_Work instructions_
Restate the records below word for word, and omit the images they hold.

_Record set_

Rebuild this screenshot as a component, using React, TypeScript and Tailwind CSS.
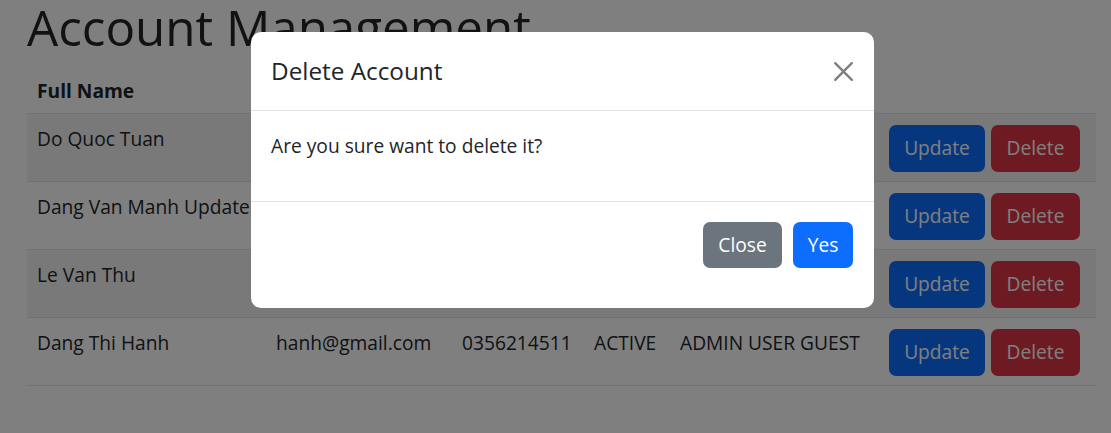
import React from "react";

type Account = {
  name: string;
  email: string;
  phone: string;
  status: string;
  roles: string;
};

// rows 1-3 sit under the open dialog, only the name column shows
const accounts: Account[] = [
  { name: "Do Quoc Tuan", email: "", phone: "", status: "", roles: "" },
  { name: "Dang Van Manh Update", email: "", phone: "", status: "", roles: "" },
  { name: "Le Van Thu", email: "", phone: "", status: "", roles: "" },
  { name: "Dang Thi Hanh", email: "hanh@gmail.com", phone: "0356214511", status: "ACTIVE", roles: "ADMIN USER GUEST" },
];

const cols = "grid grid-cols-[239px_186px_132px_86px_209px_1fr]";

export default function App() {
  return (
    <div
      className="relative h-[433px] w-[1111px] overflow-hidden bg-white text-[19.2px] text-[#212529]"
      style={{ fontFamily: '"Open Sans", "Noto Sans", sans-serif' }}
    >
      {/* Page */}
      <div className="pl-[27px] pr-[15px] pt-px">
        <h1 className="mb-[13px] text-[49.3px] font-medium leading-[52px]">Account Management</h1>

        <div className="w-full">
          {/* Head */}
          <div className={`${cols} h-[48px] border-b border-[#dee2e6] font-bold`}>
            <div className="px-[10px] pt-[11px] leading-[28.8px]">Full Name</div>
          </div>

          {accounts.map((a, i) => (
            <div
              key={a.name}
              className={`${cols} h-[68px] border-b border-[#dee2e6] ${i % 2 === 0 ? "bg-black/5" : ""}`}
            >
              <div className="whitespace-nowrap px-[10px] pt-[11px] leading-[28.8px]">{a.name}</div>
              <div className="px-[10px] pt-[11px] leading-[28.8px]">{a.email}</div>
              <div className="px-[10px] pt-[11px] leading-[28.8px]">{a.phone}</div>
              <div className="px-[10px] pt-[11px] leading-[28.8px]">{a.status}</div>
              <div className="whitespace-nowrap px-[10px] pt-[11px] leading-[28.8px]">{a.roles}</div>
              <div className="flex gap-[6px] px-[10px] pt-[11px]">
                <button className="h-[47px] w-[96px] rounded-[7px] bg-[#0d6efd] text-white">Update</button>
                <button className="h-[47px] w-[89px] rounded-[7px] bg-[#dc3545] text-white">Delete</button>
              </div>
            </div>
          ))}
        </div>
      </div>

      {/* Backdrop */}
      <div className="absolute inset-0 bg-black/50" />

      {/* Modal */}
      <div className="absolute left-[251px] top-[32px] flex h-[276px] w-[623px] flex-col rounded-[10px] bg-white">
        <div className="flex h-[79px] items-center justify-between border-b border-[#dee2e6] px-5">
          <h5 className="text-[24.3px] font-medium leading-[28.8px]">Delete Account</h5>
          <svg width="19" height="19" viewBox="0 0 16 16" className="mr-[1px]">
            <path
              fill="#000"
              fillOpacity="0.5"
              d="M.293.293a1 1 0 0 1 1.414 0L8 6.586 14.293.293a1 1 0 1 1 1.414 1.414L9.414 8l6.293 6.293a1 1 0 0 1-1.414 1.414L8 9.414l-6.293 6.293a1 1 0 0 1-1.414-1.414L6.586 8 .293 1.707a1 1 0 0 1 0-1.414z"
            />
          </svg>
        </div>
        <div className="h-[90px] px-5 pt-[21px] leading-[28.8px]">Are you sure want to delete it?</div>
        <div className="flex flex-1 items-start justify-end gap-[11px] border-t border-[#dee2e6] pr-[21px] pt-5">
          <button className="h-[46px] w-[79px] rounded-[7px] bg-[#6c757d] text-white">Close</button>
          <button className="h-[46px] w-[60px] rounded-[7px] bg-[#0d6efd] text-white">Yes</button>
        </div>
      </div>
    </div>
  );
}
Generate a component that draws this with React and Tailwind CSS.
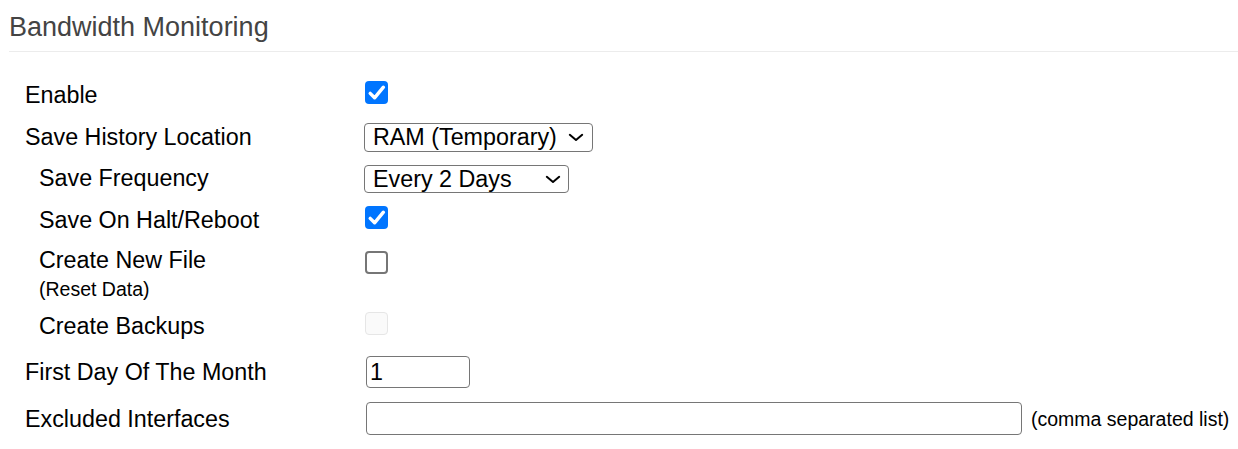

_Completed task_
Rebuild this screenshot as a component, using React, TypeScript and Tailwind CSS.
import React from "react";

type Account = {
  name: string;
  email: string;
  phone: string;
  status: string;
  roles: string;
};

// rows 1-3 sit under the open dialog, only the name column shows
const accounts: Account[] = [
  { name: "Do Quoc Tuan", email: "", phone: "", status: "", roles: "" },
  { name: "Dang Van Manh Update", email: "", phone: "", status: "", roles: "" },
  { name: "Le Van Thu", email: "", phone: "", status: "", roles: "" },
  { name: "Dang Thi Hanh", email: "hanh@gmail.com", phone: "0356214511", status: "ACTIVE", roles: "ADMIN USER GUEST" },
];

const cols = "grid grid-cols-[239px_186px_132px_86px_209px_1fr]";

export default function App() {
  return (
    <div
      className="relative h-[433px] w-[1111px] overflow-hidden bg-white text-[19.2px] text-[#212529]"
      style={{ fontFamily: '"Open Sans", "Noto Sans", sans-serif' }}
    >
      {/* Page */}
      <div className="pl-[27px] pr-[15px] pt-px">
        <h1 className="mb-[13px] text-[49.3px] font-medium leading-[52px]">Account Management</h1>

        <div className="w-full">
          {/* Head */}
          <div className={`${cols} h-[48px] border-b border-[#dee2e6] font-bold`}>
            <div className="px-[10px] pt-[11px] leading-[28.8px]">Full Name</div>
          </div>

          {accounts.map((a, i) => (
            <div
              key={a.name}
              className={`${cols} h-[68px] border-b border-[#dee2e6] ${i % 2 === 0 ? "bg-black/5" : ""}`}
            >
              <div className="whitespace-nowrap px-[10px] pt-[11px] leading-[28.8px]">{a.name}</div>
              <div className="px-[10px] pt-[11px] leading-[28.8px]">{a.email}</div>
              <div className="px-[10px] pt-[11px] leading-[28.8px]">{a.phone}</div>
              <div className="px-[10px] pt-[11px] leading-[28.8px]">{a.status}</div>
              <div className="whitespace-nowrap px-[10px] pt-[11px] leading-[28.8px]">{a.roles}</div>
              <div className="flex gap-[6px] px-[10px] pt-[11px]">
                <button className="h-[47px] w-[96px] rounded-[7px] bg-[#0d6efd] text-white">Update</button>
                <button className="h-[47px] w-[89px] rounded-[7px] bg-[#dc3545] text-white">Delete</button>
              </div>
            </div>
          ))}
        </div>
      </div>

      {/* Backdrop */}
      <div className="absolute inset-0 bg-black/50" />

      {/* Modal */}
      <div className="absolute left-[251px] top-[32px] flex h-[276px] w-[623px] flex-col rounded-[10px] bg-white">
        <div className="flex h-[79px] items-center justify-between border-b border-[#dee2e6] px-5">
          <h5 className="text-[24.3px] font-medium leading-[28.8px]">Delete Account</h5>
          <svg width="19" height="19" viewBox="0 0 16 16" className="mr-[1px]">
            <path
              fill="#000"
              fillOpacity="0.5"
              d="M.293.293a1 1 0 0 1 1.414 0L8 6.586 14.293.293a1 1 0 1 1 1.414 1.414L9.414 8l6.293 6.293a1 1 0 0 1-1.414 1.414L8 9.414l-6.293 6.293a1 1 0 0 1-1.414-1.414L6.586 8 .293 1.707a1 1 0 0 1 0-1.414z"
            />
          </svg>
        </div>
        <div className="h-[90px] px-5 pt-[21px] leading-[28.8px]">Are you sure want to delete it?</div>
        <div className="flex flex-1 items-start justify-end gap-[11px] border-t border-[#dee2e6] pr-[21px] pt-5">
          <button className="h-[46px] w-[79px] rounded-[7px] bg-[#6c757d] text-white">Close</button>
          <button className="h-[46px] w-[60px] rounded-[7px] bg-[#0d6efd] text-white">Yes</button>
        </div>
      </div>
    </div>
  );
}
Generate a component that draws this with React and Tailwind CSS.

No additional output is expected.